A car on an alternator can run on the alternator alone, can the same be true with a generator?

Posted

Electrons flow from the negative to positive, but conventional wisdom tells us that electricity flows from positive to negative. Anyway...

The voltage regulator controls the field coils in the generator which controls how much electricity it generates. The Regulator is also connected to the battery. When the generator is outputing more than the system needs, the rest goes into the battery to recharge it. At lower RPM's when there is less output, the battery can make up the difference if the electric demand is higher than the generator output.

Posted

it's interesting that if we have a pos ground system, if we humans touched the frame, we don't get a mild shock. As we're a lot of water content and electricity flows through water well, and the tires would insulate the vehicle from the earth, only seems reasonable that we would get a 6v (very mild) or a 12v (mild) charge from this.

Posted

You would have to be touching the chassis and the "hot side" battery terminal (negative in our case) at the same time. Then you would create a complete circuit for electricity flow and you would get a tickle. Otherwise just touching the frame doesn't make a complete circuit, so nothing happens.

Merle

Posted
it's interesting that if we have a pos ground system, if we humans touched the frame, we don't get a mild shock. As we're a lot of water content and electricity flows through water well, and the tires would insulate the vehicle from the earth, only seems reasonable that we would get a 6v (very mild) or a 12v (mild) charge from this.
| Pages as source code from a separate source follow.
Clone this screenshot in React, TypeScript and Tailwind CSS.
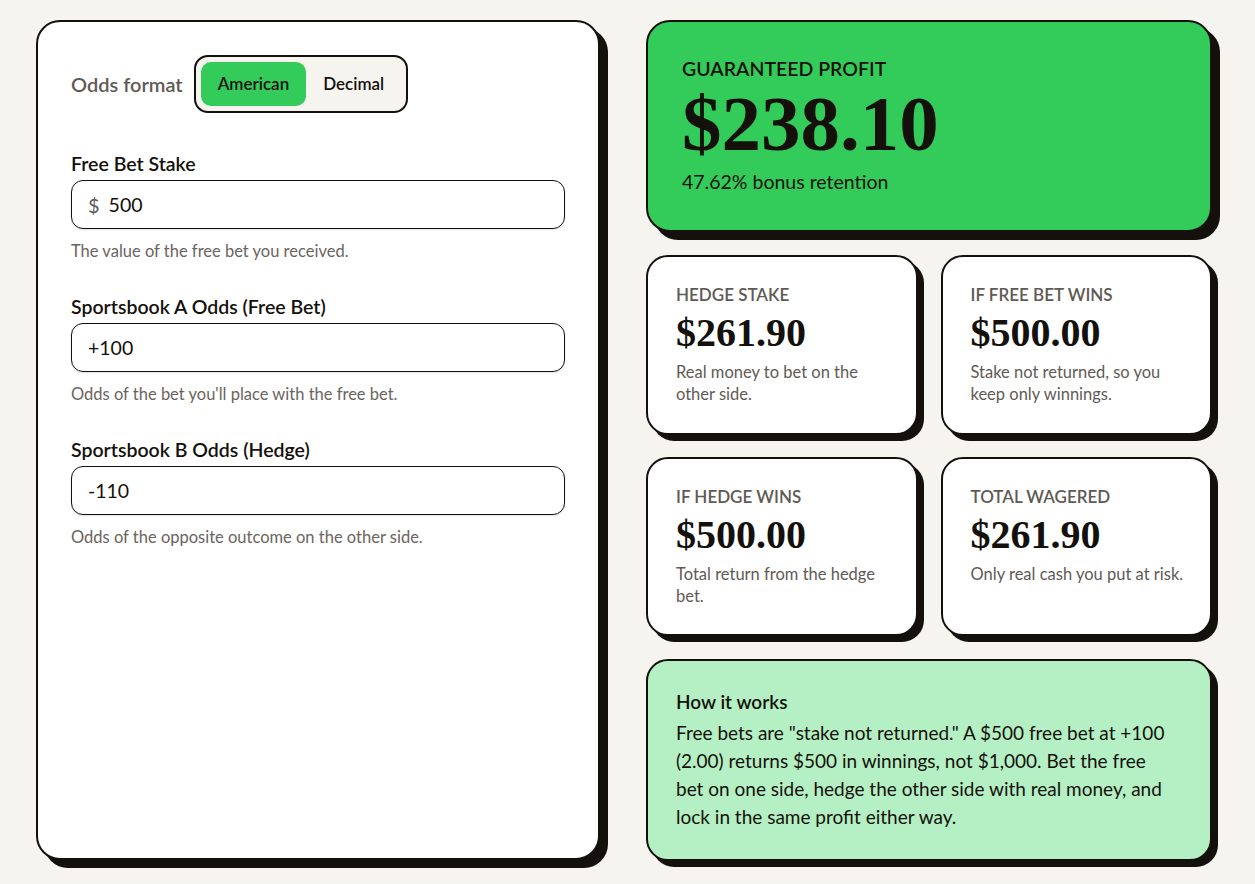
import React from "react";

const body = { fontFamily: "Lato, 'Noto Sans', sans-serif" };
const serif = { fontFamily: "'Liberation Serif', 'DejaVu Serif', serif" };

function Field({ label, value, prefix, help }: { label: string; value: string; prefix?: string; help: string }) {
  return (
    <div className="flex flex-col">
      <div className="text-[19.5px] font-semibold text-[#14100c] leading-[22px]">{label}</div>
      <div className="mt-[5px] flex h-[49px] items-center rounded-[12px] border border-[#14100c] bg-white px-4 shadow-[0_1px_2px_rgba(0,0,0,0.12)]">
        {prefix && <span className="mr-[9px] text-[20px] text-[#5f5a55]">{prefix}</span>}
        <span className="text-[19.5px] text-[#14100c]">{value}</span>
      </div>
      <div className="mt-[11px] text-[16.5px] leading-[22px] text-[#6b645e]">{help}</div>
    </div>
  );
}

function Stat({ label, value, desc }: { label: string; value: string; desc: string }) {
  return (
    <div className="flex h-full flex-col rounded-[22px] border-2 border-[#14100c] bg-white pl-[28px] pr-[16px] pt-[28px] shadow-[6px_6px_0_#14100c]">
      <div className="text-[17px] font-semibold uppercase leading-[20px] text-[#5f5a55]">{label}</div>
      <div className="mt-[8px] text-[40px] font-bold leading-[40px] text-[#14100c]" style={serif}>{value}</div>
      <div className="mt-[8px] text-[16.5px] leading-[22px] text-[#5f5a55]">{desc}</div>
    </div>
  );
}

export default function App() {
  return (
    <div className="min-h-[884px] w-full bg-[#f6f4ef]" style={body}>
      <div className="grid grid-cols-[564px_566px] gap-x-[46px] pl-[36px] pt-[20px]">
        <div className="h-[840px] rounded-[24px] border-2 border-[#14100c] bg-white px-[33px] pt-[33px] shadow-[8px_8px_0_#14100c]">
          <div className="flex items-center gap-[11px]">
            <span className="text-[20px] font-semibold text-[#5f5a55]">Odds format</span>
            <div className="flex items-center rounded-[14px] border-2 border-[#14100c] bg-[#f6f4ef] p-[5px]">
              <div className="flex h-[44px] items-center rounded-[10px] bg-[#33cc5a] px-[17px] text-[17px] font-semibold text-[#14100c]">American</div>
              <div className="flex h-[44px] items-center px-[17px] text-[17px] font-semibold text-[#14100c]">Decimal</div>
            </div>
          </div>
          <div className="mt-[40px] flex flex-col gap-[34px]">
            <Field label="Free Bet Stake" prefix="$" value="500" help="The value of the free bet you received." />
            <Field label="Sportsbook A Odds (Free Bet)" value="+100" help="Odds of the bet you'll place with the free bet." />
            <Field label="Sportsbook B Odds (Hedge)" value="-110" help="Odds of the opposite outcome on the other side." />
          </div>
        </div>

        <div className="flex flex-col">
          <div className="h-[212px] rounded-[24px] border-2 border-[#14100c] bg-[#33cc5a] px-[34px] pt-[36px] shadow-[8px_8px_0_#14100c]">
            <div className="text-[19.5px] font-semibold uppercase leading-[22px] text-[#14100c]">Guaranteed Profit</div>
            <div className="mt-[4px] text-[79px] font-bold leading-[80px] text-[#14100c]" style={serif}>$238.10</div>
            <div className="mt-[6px] text-[19.5px] leading-[24px] text-[#14100c]">47.62% bonus retention</div>
          </div>
          <div className="mt-[23px] grid h-[180px] grid-cols-2 gap-x-[23px]">
            <Stat label="Hedge Stake" value="$261.90" desc="Real money to bet on the other side." />
            <Stat label="If Free Bet Wins" value="$500.00" desc="Stake not returned, so you keep only winnings." />
          </div>
          <div className="mt-[22px] grid h-[179px] grid-cols-2 gap-x-[23px]">
            <Stat label="If Hedge Wins" value="$500.00" desc="Total return from the hedge bet." />
            <Stat label="Total Wagered" value="$261.90" desc="Only real cash you put at risk." />
          </div>
          <div className="mt-[23px] h-[202px] rounded-[22px] border-2 border-[#14100c] bg-[#b4f0c3] pl-[28px] pr-[38px] pt-[30px] shadow-[6px_6px_0_#14100c]">
            <div className="text-[19px] font-semibold leading-[22px] text-[#14100c]">How it works</div>
            <p className="mt-[6px] text-[19px] leading-[28px] text-[#14100c]">
              Free bets are "stake not returned." A $500 free bet at +100 (2.00) returns $500 in winnings, not $1,000. Bet the free bet on one side, hedge the other side with real money, and lock in the same profit either way.
            </p>
          </div>
        </div>
      </div>
    </div>
  );
}
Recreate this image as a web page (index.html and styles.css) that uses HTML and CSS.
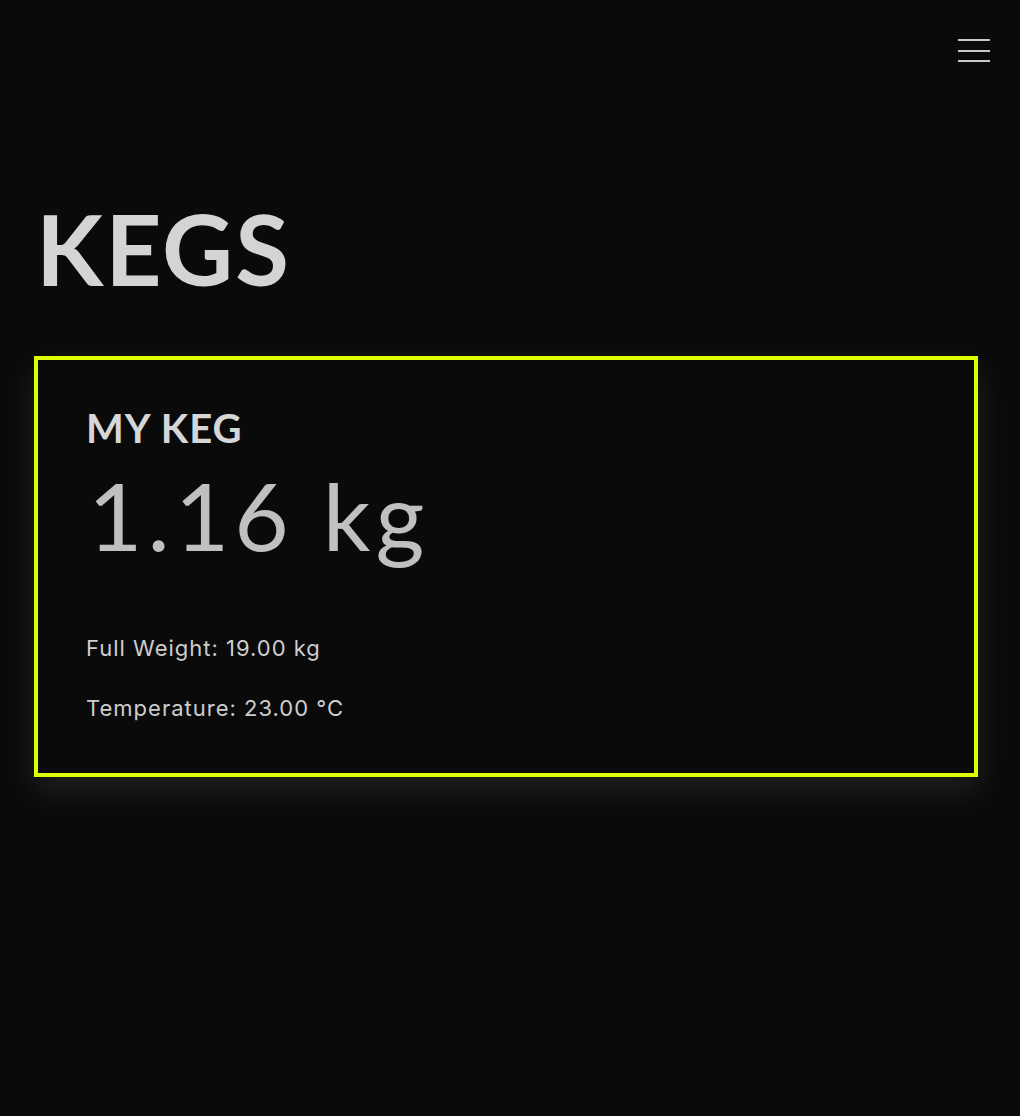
FILE: index.html
```html
<!DOCTYPE html>
<html>
<head>
<meta charset="utf-8">
<link rel="stylesheet" href="styles.css">
</head>
<body>
<header class="topbar">
  <button class="menu" aria-label="Menu">
    <span></span><span></span><span></span>
  </button>
</header>
<main class="content">
  <h1 class="title">KEGS</h1>
  <section class="card">
    <h2 class="keg-name">MY KEG</h2>
    <div class="keg-weight">1.16 kg</div>
    <p class="meta">Full Weight: 19.00 kg</p>
    <p class="meta">Temperature: 23.00 °C</p>
  </section>
</main>
</body>
</html>
```

FILE: styles.css
```css
html, body {
  margin: 0;
  padding: 0;
  background: #0a0a0a;
  height: 100%;
}
body {
  font-family: "Inter", "Noto Sans", sans-serif;
  color: #cfcfcf;
}
.topbar {
  display: flex;
  justify-content: flex-end;
  padding: 39px 30px 0 0;
  height: 50px;
}
.menu {
  display: flex;
  flex-direction: column;
  gap: 8.5px;
  background: none;
  border: 0;
  padding: 0;
  width: 32px;
  height: 24px;
}
.menu span {
  display: block;
  width: 32px;
  height: 2px;
  background: #c8c8c8;
}
.content {
  padding: 0 42px 0 34px;
}
.title {
  margin: 109px 0 0 2px;
  font-family: "Lato", "Open Sans", sans-serif;
  font-weight: 700;
  font-size: 98px;
  line-height: 100px;
  letter-spacing: 2px;
  color: #d4d4d4;
}
.card {
  margin-top: 58px;
  border: 4px solid #ddff00;
  padding: 44px 48px 35px 48px;
  box-shadow: 0 14px 32px rgba(140, 140, 140, 0.18);
}
.keg-name {
  margin: 0;
  font-family: "Lato", "Open Sans", sans-serif;
  font-weight: 700;
  font-size: 40px;
  line-height: 48px;
  letter-spacing: 1px;
  color: #d6d6d6;
}
.keg-weight {
  font-family: "Lato", "Open Sans", sans-serif;
  font-weight: 400;
  font-size: 94px;
  line-height: 113px;
  letter-spacing: 5px;
  color: #c0c0c0;
  margin: 6px 0 47px 2px;
}
.meta {
  margin: 0;
  font-size: 22px;
  letter-spacing: 1px;
  line-height: 60px;
  color: #cdcdcd;
}
```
A battery only looks for a connection from one pole to the other pole. It does not look for nor care about an earth ground.

Water in a pure form (almost impossible to find) is actually a good insulator not a conductor of electrical current. It is the minerals in water that give it conductive properties.

Posted

I think you can get a hell of a tickle if you wet a finger on each hand and touch the positive and negative posts of a fully charged battery at the same time. I somehow seem to remember this happening on a dare as a kid and I aint been right since.

Posted

A 6 volt system will give a good tickle

A 12 volt system will give a good buzz

A 24 volt system will give a good BITE. Ouch!!

Been there, done that. :eek: Not necessarily touching both posts, but inadvertently touching a hot wire while grounded.